EZ-Peasy. If you didn't see it working with your own eyes, it would be hard to imagine it being this straightforward and simple. None of the Dockerfiles you have seen before are as clear as this, so there must be more to this story.

Minimal Rails With Slim Ruby Image

Scrolling by during the build was the size of the image. That size was 948MB. That's compressed. That seems a bit much for a welcome splash screen. Large images take longer to build and longer to deploy. Let's make the image smaller.

Returning to hub.docker.com, you can see a lot of alternatives. If you scan that page and find the word slim, you can click on it and find the Dockerfile that was used to create that image. That image, in turn, is based on bullseye, which is the latest release of the Debian distribution of LInux. Knowing this is important.

While the full ruby image contains everything you might need, including plenty that you will never use, ruby:slim doesn't contain things that will be needed to generate your demo application. Things like make and git.

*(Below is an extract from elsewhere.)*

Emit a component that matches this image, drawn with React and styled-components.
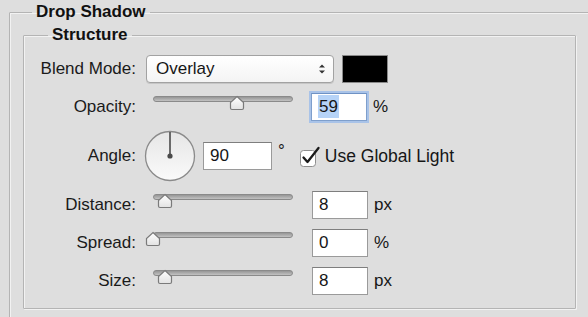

Scanning the list of debian bullseye packages you can find build-essential and git. OK, at this point, I'm just kidding. I ran a count and found there to be 58,733 packages on that list. The best way to find out what you need is pasting the error message you find when you don't include what is needed in your favorite search engine and reviewing the answer you find on places like StackOverflow.

The way to install packages on Debian is to use a tool named apt-get, so when we are done, the FROM ruby line gets replaced with the following:

FROM ruby:slim

RUN apt-get update &&\
    apt-get install --yes build-essential git

Note that this time we opted to use a single RUN statement, and use the shell && operator to run the second command only if the preceding one completed. This is a common technique you will find in Dockerfiles and it marginally makes the images smaller as two separate steps are combined into one.

All in all not too bad. Not exactly novice friendly, but still fairly concise.

Concise, and effective. With this one change we got the image size down from 948MB to 520MB, a 45% reduction. Not bad.

But we can do even better.

Multi-stage Build

Build tools are only needed at build time, they don't need to be included in the deployed image.

This is accomplished by building two images. In the first one we build the necessary build tools. We then start fresh with a new image, copy over the necessary files from the first image and then proceed on from there. We can use multi-stage builds to do that.

This is easier than it sounds. You put multiple FROM statements in your Dockerfile, optionally providing aliases to some images with an as keyword, and then use the --from flag on your COPY commands. Seeing it in action helps. Start by adding as build to the existing FROM command, then add the following immediately after the RUN rails new demo line:

FROM ruby:slim

COPY --from=build /demo /demo
COPY --from=build /usr/local/bundle /usr/local/bundle

Your deployed application will contain your demo application as well as all of the necessary gems, but none of the build tools used to create the application. The compressed image size is now down to 209MB. While still substantial, this is a dramatic 78% improvement over where we started.

At this point you might be wondering where /usr/local/bundle came from. Where bundler places installed gems is operating system specific, and can be overridden by setting the GEM_HOME environment variable. Bundler has a docker guide that provides more information.

Recap

A recap of the progress so far. The entire Dockerfile isn't that big:

# syntax = docker/dockerfile:1

FROM ruby:slim as build

RUN apt-get update &&\
    apt-get install --yes build-essential git

RUN gem install rails
RUN rails new demo --minimal --skip-active-record

FROM ruby:slim

COPY --from=build /demo /demo
COPY --from=build /usr/local/bundle /usr/local/bundle

COPY <<-"EOF" /demo/config/routes.rb
Rails.application.routes.draw { root "rails/welcome#index" }
EOF

WORKDIR demo
ENV RAILS_ENV=production
ENV PORT=8080
CMD bin/rails server

A total of 23 lines, 7 of them blank.

The docker portions (FROM, RUN, COPY, WORKDIR, ENV, CMD) are very straightforward, even including advanced techniques such as multi-stage builds and here docs.

The parts that need explaining are the operating system parts: apt-get, pkg-config, /usr/local/bundle, and 8080. This will remain true as you continue your journey: the hard part isn't learning Docker, but rather getting to know what for many of you is an entirely new operating system.

In this case, the operating system is Debian, but Alpine is common, and you will occasionally see member of the RedHat family (Centos, Fedora) as well as others.

Docker files make working with these operating systems easy, but do nothing to hide them.

To be fair, there still is a bit more to learn about Dockerfiles, but mostly the above statement will continue to be true.